### Data lines

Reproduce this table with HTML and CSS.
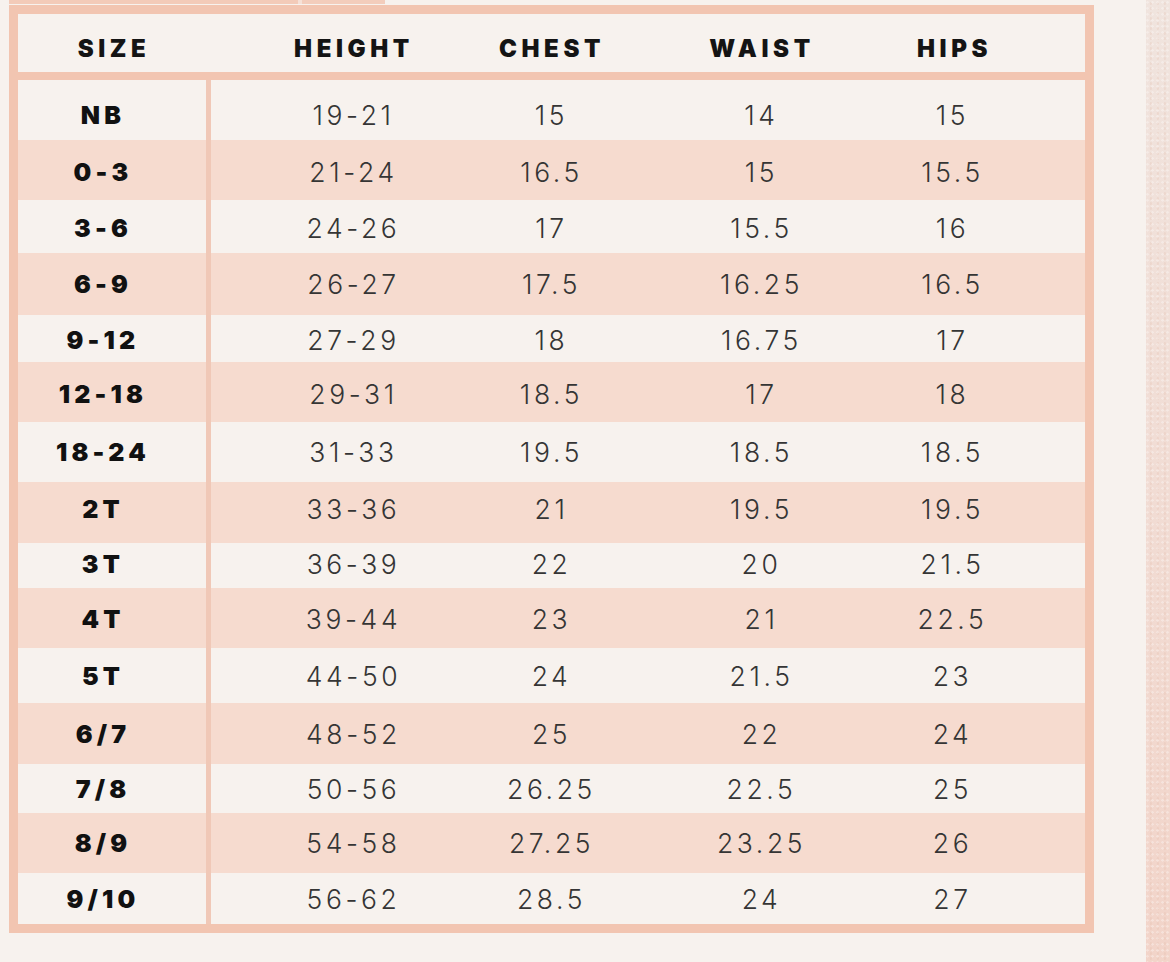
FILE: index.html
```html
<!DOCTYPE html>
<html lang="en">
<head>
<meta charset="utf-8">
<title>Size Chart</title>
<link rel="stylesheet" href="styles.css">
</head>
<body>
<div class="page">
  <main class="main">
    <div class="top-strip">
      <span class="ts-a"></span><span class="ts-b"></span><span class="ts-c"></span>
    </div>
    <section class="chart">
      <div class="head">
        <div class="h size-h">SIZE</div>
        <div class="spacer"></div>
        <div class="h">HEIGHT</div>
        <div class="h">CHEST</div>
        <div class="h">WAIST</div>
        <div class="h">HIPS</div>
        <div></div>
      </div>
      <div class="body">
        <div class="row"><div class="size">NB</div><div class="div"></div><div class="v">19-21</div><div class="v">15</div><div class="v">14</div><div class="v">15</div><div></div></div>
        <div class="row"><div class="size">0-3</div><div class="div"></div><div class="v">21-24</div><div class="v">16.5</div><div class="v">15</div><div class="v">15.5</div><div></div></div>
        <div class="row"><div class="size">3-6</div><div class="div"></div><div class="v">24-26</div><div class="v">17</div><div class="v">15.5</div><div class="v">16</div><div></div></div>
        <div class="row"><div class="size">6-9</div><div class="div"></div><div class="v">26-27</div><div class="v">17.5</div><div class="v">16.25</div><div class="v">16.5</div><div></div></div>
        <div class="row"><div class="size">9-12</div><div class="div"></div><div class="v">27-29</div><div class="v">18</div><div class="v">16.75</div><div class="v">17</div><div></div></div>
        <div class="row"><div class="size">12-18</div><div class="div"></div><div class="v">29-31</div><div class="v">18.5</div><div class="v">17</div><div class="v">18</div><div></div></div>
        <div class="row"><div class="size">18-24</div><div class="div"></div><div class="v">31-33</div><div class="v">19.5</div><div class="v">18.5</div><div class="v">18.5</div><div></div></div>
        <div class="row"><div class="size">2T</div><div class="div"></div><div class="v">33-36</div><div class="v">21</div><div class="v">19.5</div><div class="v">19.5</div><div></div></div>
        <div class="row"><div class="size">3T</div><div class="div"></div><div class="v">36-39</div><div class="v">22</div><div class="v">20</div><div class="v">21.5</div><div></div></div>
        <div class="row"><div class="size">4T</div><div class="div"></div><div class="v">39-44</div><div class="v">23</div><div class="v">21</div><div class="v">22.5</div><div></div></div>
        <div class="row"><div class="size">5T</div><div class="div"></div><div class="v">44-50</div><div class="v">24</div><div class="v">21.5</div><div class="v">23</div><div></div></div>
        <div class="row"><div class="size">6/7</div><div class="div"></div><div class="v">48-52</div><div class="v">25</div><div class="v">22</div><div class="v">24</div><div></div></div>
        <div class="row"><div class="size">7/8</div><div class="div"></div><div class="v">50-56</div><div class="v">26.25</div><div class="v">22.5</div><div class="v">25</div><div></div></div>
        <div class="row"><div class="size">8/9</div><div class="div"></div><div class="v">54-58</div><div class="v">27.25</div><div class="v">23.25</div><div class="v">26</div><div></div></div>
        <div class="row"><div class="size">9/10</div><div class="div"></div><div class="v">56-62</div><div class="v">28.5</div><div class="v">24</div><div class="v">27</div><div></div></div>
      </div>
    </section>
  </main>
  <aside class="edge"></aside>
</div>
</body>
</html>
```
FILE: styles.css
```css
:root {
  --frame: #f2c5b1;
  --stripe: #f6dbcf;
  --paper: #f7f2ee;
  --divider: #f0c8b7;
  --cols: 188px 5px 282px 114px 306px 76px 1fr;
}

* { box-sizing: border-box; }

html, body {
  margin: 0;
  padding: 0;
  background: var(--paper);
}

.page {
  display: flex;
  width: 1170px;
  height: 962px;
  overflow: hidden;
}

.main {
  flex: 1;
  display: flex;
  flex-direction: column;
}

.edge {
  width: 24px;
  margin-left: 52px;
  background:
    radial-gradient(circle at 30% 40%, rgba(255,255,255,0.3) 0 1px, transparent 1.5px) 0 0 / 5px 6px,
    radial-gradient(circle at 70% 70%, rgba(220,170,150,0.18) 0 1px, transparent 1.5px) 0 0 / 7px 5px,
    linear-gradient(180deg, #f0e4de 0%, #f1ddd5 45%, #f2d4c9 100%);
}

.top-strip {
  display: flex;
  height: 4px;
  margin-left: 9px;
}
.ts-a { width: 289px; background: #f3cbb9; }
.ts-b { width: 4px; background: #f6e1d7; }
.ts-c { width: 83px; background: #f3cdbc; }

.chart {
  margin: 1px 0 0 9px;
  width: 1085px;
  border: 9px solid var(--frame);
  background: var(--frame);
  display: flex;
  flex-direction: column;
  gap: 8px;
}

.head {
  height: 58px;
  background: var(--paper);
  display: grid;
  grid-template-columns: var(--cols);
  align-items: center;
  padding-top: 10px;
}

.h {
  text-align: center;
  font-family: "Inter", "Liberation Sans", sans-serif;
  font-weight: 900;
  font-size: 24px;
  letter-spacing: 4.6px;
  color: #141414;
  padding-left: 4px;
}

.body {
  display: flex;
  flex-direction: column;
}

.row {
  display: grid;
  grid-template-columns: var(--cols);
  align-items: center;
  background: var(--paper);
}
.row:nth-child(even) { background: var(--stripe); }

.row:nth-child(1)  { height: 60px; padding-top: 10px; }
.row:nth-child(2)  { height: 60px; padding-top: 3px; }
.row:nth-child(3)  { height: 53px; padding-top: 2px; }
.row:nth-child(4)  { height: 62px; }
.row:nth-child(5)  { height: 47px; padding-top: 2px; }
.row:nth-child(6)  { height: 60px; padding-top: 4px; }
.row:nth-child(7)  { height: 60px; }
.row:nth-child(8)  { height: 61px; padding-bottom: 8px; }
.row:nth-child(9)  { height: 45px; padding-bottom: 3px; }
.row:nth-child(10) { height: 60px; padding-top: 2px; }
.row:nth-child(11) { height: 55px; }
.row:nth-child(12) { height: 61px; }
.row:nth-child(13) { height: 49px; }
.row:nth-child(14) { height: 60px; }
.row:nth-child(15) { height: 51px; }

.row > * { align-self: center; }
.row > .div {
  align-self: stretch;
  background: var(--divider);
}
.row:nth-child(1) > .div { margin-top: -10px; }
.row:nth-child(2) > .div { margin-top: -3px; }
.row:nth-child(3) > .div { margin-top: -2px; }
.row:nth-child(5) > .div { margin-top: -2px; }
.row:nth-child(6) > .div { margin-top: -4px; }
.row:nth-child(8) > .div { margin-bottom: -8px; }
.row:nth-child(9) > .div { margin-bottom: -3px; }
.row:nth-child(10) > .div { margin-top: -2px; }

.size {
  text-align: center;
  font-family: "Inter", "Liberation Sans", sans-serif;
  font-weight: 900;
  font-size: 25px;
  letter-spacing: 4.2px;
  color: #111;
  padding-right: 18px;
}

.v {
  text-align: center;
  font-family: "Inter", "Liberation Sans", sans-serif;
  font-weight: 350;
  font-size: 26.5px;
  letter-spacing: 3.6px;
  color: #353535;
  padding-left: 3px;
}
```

### The problem
Give the material again exactly as it is, but keep the pictures out.

### Result below
Reproduce this table with HTML and CSS.
FILE: index.html
```html
<!DOCTYPE html>
<html lang="en">
<head>
<meta charset="utf-8">
<title>Size Chart</title>
<link rel="stylesheet" href="styles.css">
</head>
<body>
<div class="page">
  <main class="main">
    <div class="top-strip">
      <span class="ts-a"></span><span class="ts-b"></span><span class="ts-c"></span>
    </div>
    <section class="chart">
      <div class="head">
        <div class="h size-h">SIZE</div>
        <div class="spacer"></div>
        <div class="h">HEIGHT</div>
        <div class="h">CHEST</div>
        <div class="h">WAIST</div>
        <div class="h">HIPS</div>
        <div></div>
      </div>
      <div class="body">
        <div class="row"><div class="size">NB</div><div class="div"></div><div class="v">19-21</div><div class="v">15</div><div class="v">14</div><div class="v">15</div><div></div></div>
        <div class="row"><div class="size">0-3</div><div class="div"></div><div class="v">21-24</div><div class="v">16.5</div><div class="v">15</div><div class="v">15.5</div><div></div></div>
        <div class="row"><div class="size">3-6</div><div class="div"></div><div class="v">24-26</div><div class="v">17</div><div class="v">15.5</div><div class="v">16</div><div></div></div>
        <div class="row"><div class="size">6-9</div><div class="div"></div><div class="v">26-27</div><div class="v">17.5</div><div class="v">16.25</div><div class="v">16.5</div><div></div></div>
        <div class="row"><div class="size">9-12</div><div class="div"></div><div class="v">27-29</div><div class="v">18</div><div class="v">16.75</div><div class="v">17</div><div></div></div>
        <div class="row"><div class="size">12-18</div><div class="div"></div><div class="v">29-31</div><div class="v">18.5</div><div class="v">17</div><div class="v">18</div><div></div></div>
        <div class="row"><div class="size">18-24</div><div class="div"></div><div class="v">31-33</div><div class="v">19.5</div><div class="v">18.5</div><div class="v">18.5</div><div></div></div>
        <div class="row"><div class="size">2T</div><div class="div"></div><div class="v">33-36</div><div class="v">21</div><div class="v">19.5</div><div class="v">19.5</div><div></div></div>
        <div class="row"><div class="size">3T</div><div class="div"></div><div class="v">36-39</div><div class="v">22</div><div class="v">20</div><div class="v">21.5</div><div></div></div>
        <div class="row"><div class="size">4T</div><div class="div"></div><div class="v">39-44</div><div class="v">23</div><div class="v">21</div><div class="v">22.5</div><div></div></div>
        <div class="row"><div class="size">5T</div><div class="div"></div><div class="v">44-50</div><div class="v">24</div><div class="v">21.5</div><div class="v">23</div><div></div></div>
        <div class="row"><div class="size">6/7</div><div class="div"></div><div class="v">48-52</div><div class="v">25</div><div class="v">22</div><div class="v">24</div><div></div></div>
        <div class="row"><div class="size">7/8</div><div class="div"></div><div class="v">50-56</div><div class="v">26.25</div><div class="v">22.5</div><div class="v">25</div><div></div></div>
        <div class="row"><div class="size">8/9</div><div class="div"></div><div class="v">54-58</div><div class="v">27.25</div><div class="v">23.25</div><div class="v">26</div><div></div></div>
        <div class="row"><div class="size">9/10</div><div class="div"></div><div class="v">56-62</div><div class="v">28.5</div><div class="v">24</div><div class="v">27</div><div></div></div>
      </div>
    </section>
  </main>
  <aside class="edge"></aside>
</div>
</body>
</html>
```
FILE: styles.css
```css
:root {
  --frame: #f2c5b1;
  --stripe: #f6dbcf;
  --paper: #f7f2ee;
  --divider: #f0c8b7;
  --cols: 188px 5px 282px 114px 306px 76px 1fr;
}

* { box-sizing: border-box; }

html, body {
  margin: 0;
  padding: 0;
  background: var(--paper);
}

.page {
  display: flex;
  width: 1170px;
  height: 962px;
  overflow: hidden;
}

.main {
  flex: 1;
  display: flex;
  flex-direction: column;
}

.edge {
  width: 24px;
  margin-left: 52px;
  background:
    radial-gradient(circle at 30% 40%, rgba(255,255,255,0.3) 0 1px, transparent 1.5px) 0 0 / 5px 6px,
    radial-gradient(circle at 70% 70%, rgba(220,170,150,0.18) 0 1px, transparent 1.5px) 0 0 / 7px 5px,
    linear-gradient(180deg, #f0e4de 0%, #f1ddd5 45%, #f2d4c9 100%);
}

.top-strip {
  display: flex;
  height: 4px;
  margin-left: 9px;
}
.ts-a { width: 289px; background: #f3cbb9; }
.ts-b { width: 4px; background: #f6e1d7; }
.ts-c { width: 83px; background: #f3cdbc; }

.chart {
  margin: 1px 0 0 9px;
  width: 1085px;
  border: 9px solid var(--frame);
  background: var(--frame);
  display: flex;
  flex-direction: column;
  gap: 8px;
}

.head {
  height: 58px;
  background: var(--paper);
  display: grid;
  grid-template-columns: var(--cols);
  align-items: center;
  padding-top: 10px;
}

.h {
  text-align: center;
  font-family: "Inter", "Liberation Sans", sans-serif;
  font-weight: 900;
  font-size: 24px;
  letter-spacing: 4.6px;
  color: #141414;
  padding-left: 4px;
}

.body {
  display: flex;
  flex-direction: column;
}

.row {
  display: grid;
  grid-template-columns: var(--cols);
  align-items: center;
  background: var(--paper);
}
.row:nth-child(even) { background: var(--stripe); }

.row:nth-child(1)  { height: 60px; padding-top: 10px; }
.row:nth-child(2)  { height: 60px; padding-top: 3px; }
.row:nth-child(3)  { height: 53px; padding-top: 2px; }
.row:nth-child(4)  { height: 62px; }
.row:nth-child(5)  { height: 47px; padding-top: 2px; }
.row:nth-child(6)  { height: 60px; padding-top: 4px; }
.row:nth-child(7)  { height: 60px; }
.row:nth-child(8)  { height: 61px; padding-bottom: 8px; }
.row:nth-child(9)  { height: 45px; padding-bottom: 3px; }
.row:nth-child(10) { height: 60px; padding-top: 2px; }
.row:nth-child(11) { height: 55px; }
.row:nth-child(12) { height: 61px; }
.row:nth-child(13) { height: 49px; }
.row:nth-child(14) { height: 60px; }
.row:nth-child(15) { height: 51px; }

.row > * { align-self: center; }
.row > .div {
  align-self: stretch;
  background: var(--divider);
}
.row:nth-child(1) > .div { margin-top: -10px; }
.row:nth-child(2) > .div { margin-top: -3px; }
.row:nth-child(3) > .div { margin-top: -2px; }
.row:nth-child(5) > .div { margin-top: -2px; }
.row:nth-child(6) > .div { margin-top: -4px; }
.row:nth-child(8) > .div { margin-bottom: -8px; }
.row:nth-child(9) > .div { margin-bottom: -3px; }
.row:nth-child(10) > .div { margin-top: -2px; }

.size {
  text-align: center;
  font-family: "Inter", "Liberation Sans", sans-serif;
  font-weight: 900;
  font-size: 25px;
  letter-spacing: 4.2px;
  color: #111;
  padding-right: 18px;
}

.v {
  text-align: center;
  font-family: "Inter", "Liberation Sans", sans-serif;
  font-weight: 350;
  font-size: 26.5px;
  letter-spacing: 3.6px;
  color: #353535;
  padding-left: 3px;
}
```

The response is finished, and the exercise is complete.